Si avvicina la data di presentazione della Legge di stabilità 2016 - entro il 15 ottobre - e, malgrado manchino pochi giorni, il Governo non ha ancora raggiunto un punto fermo sul capitolo “Pensioni. Le riflessioni sulle possibili ipotesi di flessibilità sono orientate verso quella più plausibile del prestito pensionistico “aziendale”. Stesso dicasi anche per le misure di salvaguardia degli esodati e quella dell’opzione donna, purché per quest’ultima si apportino correzioni sui requisiti – elevandoli - per l’uscita anticipata dal lavoro. Infine, troverebbe spazio nel “pacchetto pensioni” anche l’intervento della semplificazione delle ricongiunzioni avanzata dal presidente dell’Ente previdenziale.

Se, da un lato, alcune categorie di potenziali pensionandi chiedono maggiore flessibilità, dall’altro la sfida del Governo è quella di mantenere rigore nella spesa pubblica secondo le indicazioni fornite dall’Unione Europea in materia previdenziale. Tra le previsioni oggetto di discussione ed approfondimento, pare dunque stia recuperando una significativa possibilità di rientrare nella legge di stabilità 2016, quella del prestito previdenziale.

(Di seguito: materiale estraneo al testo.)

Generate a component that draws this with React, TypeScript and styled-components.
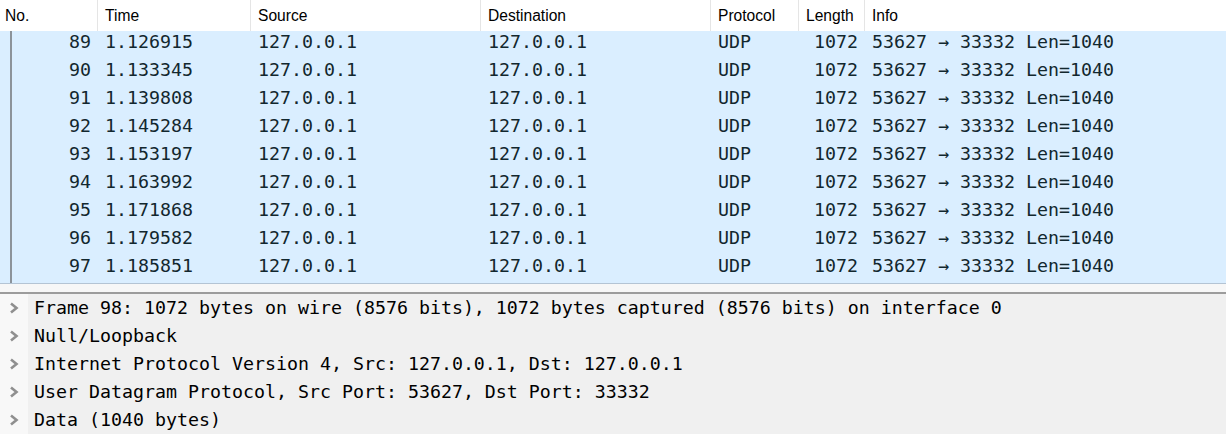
import * as React from 'react';
import styled, { createGlobalStyle } from 'styled-components';

const GlobalStyle = createGlobalStyle`
  html, body {
    margin: 0;
    padding: 0;
    background: #f0f0f0;
  }
  #root {
    width: 1226px;
    height: 434px;
    overflow: hidden;
  }
`;

const COLUMNS = '98px 153px 230px 230px 88px 66px 1fr';

interface Packet {
  no: number;
  time: string;
}

const packets: Packet[] = [
  { no: 89, time: '1.126915' },
  { no: 90, time: '1.133345' },
  { no: 91, time: '1.139808' },
  { no: 92, time: '1.145284' },
  { no: 93, time: '1.153197' },
  { no: 94, time: '1.163992' },
  { no: 95, time: '1.171868' },
  { no: 96, time: '1.179582' },
  { no: 97, time: '1.185851' },
];

const details = [
  'Frame 98: 1072 bytes on wire (8576 bits), 1072 bytes captured (8576 bits) on interface 0',
  'Null/Loopback',
  'Internet Protocol Version 4, Src: 127.0.0.1, Dst: 127.0.0.1',
  'User Datagram Protocol, Src Port: 53627, Dst Port: 33332',
  'Data (1040 bytes)',
];

const Window = styled.div`
  display: flex;
  flex-direction: column;
  width: 1226px;
  height: 434px;
  background: #f0f0f0;
  overflow: hidden;
`;

const PacketList = styled.div`
  flex: none;
  background: #ffffff;
  border-bottom: 1px solid #b4c4d4;
`;

const HeaderRow = styled.div`
  display: grid;
  grid-template-columns: ${COLUMNS};
  height: 31px;
  background: #ffffff;
`;

const HeaderCell = styled.div<{ first?: boolean }>`
  font-family: 'Liberation Sans', Arial, sans-serif;
  font-size: 15.6px;
  color: #000000;
  line-height: 31px;
  padding-left: ${({ first }) => (first ? '5px' : '7px')};
  border-right: 1px solid #e5e5e5;
  white-space: nowrap;
  overflow: hidden;
  &:last-child {
    border-right: none;
  }
`;

const PacketRow = styled.div`
  display: grid;
  grid-template-columns: ${COLUMNS};
  height: 28px;
  background: #daeeff;
  color: #12272e;
`;

const Cell = styled.div<{ right?: boolean }>`
  font-family: 'DejaVu Sans Mono', 'Liberation Mono', monospace;
  font-size: 18.27px;
  line-height: 22px;
  padding: 0 7px 6px 7px;
  text-align: ${({ right }) => (right ? 'right' : 'left')};
  white-space: nowrap;
  overflow: hidden;
`;

const NoCell = styled(Cell)`
  position: relative;
  &::before {
    content: '';
    position: absolute;
    left: 10px;
    top: 0;
    bottom: 0;
    width: 2px;
    background: #8c939a;
  }
`;

const Splitter = styled.div`
  flex: none;
  height: 8px;
  background: #f7f7f7;
  border-bottom: 2px solid #9c9c9c;
`;

const DetailPane = styled.div`
  flex: 1;
  min-height: 0;
  overflow: hidden;
  display: flex;
  flex-direction: column;
  padding-top: 3px;
  background: linear-gradient(to right, #f8f8f8 28px, #f0f0f0 28px);
`;

const DetailRow = styled.div`
  flex: none;
  display: flex;
  height: 28px;
`;

const Gutter = styled.div`
  width: 28px;
  flex: none;
  display: flex;
  align-items: center;
  justify-content: center;
  padding-bottom: 6px;
  box-sizing: border-box;
`;

const DetailText = styled.div`
  font-family: 'DejaVu Sans Mono', 'Liberation Mono', monospace;
  font-size: 18.27px;
  line-height: 22px;
  padding-left: 6px;
  color: #000000;
  white-space: nowrap;
`;

const Chevron = () => (
  <svg width="12" height="14" viewBox="0 0 12 14">
    <polyline points="3,2.5 8.5,7 3,11.5" fill="none" stroke="#8f8f8f" strokeWidth="2.6" />
  </svg>
);

const headers = ['No.', 'Time', 'Source', 'Destination', 'Protocol', 'Length', 'Info'];

export default function App() {
  return (
    <Window>
      <GlobalStyle />
      <PacketList>
        <HeaderRow>
          {headers.map((h, i) => (
            <HeaderCell key={h} first={i === 0}>
              {h}
            </HeaderCell>
          ))}
        </HeaderRow>
        {packets.map(p => (
          <PacketRow key={p.no}>
            <NoCell right>{p.no}</NoCell>
            <Cell>{p.time}</Cell>
            <Cell>127.0.0.1</Cell>
            <Cell>127.0.0.1</Cell>
            <Cell>UDP</Cell>
            <Cell right>1072</Cell>
            <Cell>53627 → 33332 Len=1040</Cell>
          </PacketRow>
        ))}
      </PacketList>
      <Splitter />
      <DetailPane>
        {details.map(d => (
          <DetailRow key={d}>
            <Gutter>
              <Chevron />
            </Gutter>
            <DetailText>{d}</DetailText>
          </DetailRow>
        ))}
      </DetailPane>
    </Window>
  );
}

Tuttavia, la maggioranza fa pressing sul Governo affinchè si opti per la scelta della flessibilità “generalizzata”: vale a dire, requisito anagrafico per l’accesso alla pensione, previsione di sistemi di incentivazione che possano garantire il riconoscimento di assegni pensionistici adeguati e non troppo penalizzanti, specialmente nei casi di disoccupazione involontaria.

La bozza prevede come prioritaria la misura volta alla salvaguardia dei lavoratori esodati, attingendo dalle risorse già destinate ma non ancora utilizzate, nonché quella dell’opzione donna estendendola a tutte le lavoratrici in possesso dei requisiti anagrafici e contributivi entro il 31 dicembre 2015.

Prestito pensionistico

Giuliano Poletti, invece, si sofferma maggiormente sull’ipotesi del prestito pensionistico-previdenziale da garantire con il coinvolgimento delle aziende; potrebbe infatttiessere previsto o come contributo dell’azienda in favore dei lavoratori dipendenti oppure come contributo pubblico per coloro che sono rimasti senza lavoro a pochi anni dall’età pensionabile ed in più privi di ammortizzatori sociali.

Il datore di lavoro sarebbe tenuto a pagare i contributi per il lavoratore che accede alla pensione anticipata fino al raggiungimento dei requisiti pensionistici ed in più, dovrebbe pagare una quota della pensione che però verrebbe poi restituita dal lavoratore mediante trattenute sul trattamento pensionistico. Una misura di questo tipo inciderebbe minimamente sui conti pubblici.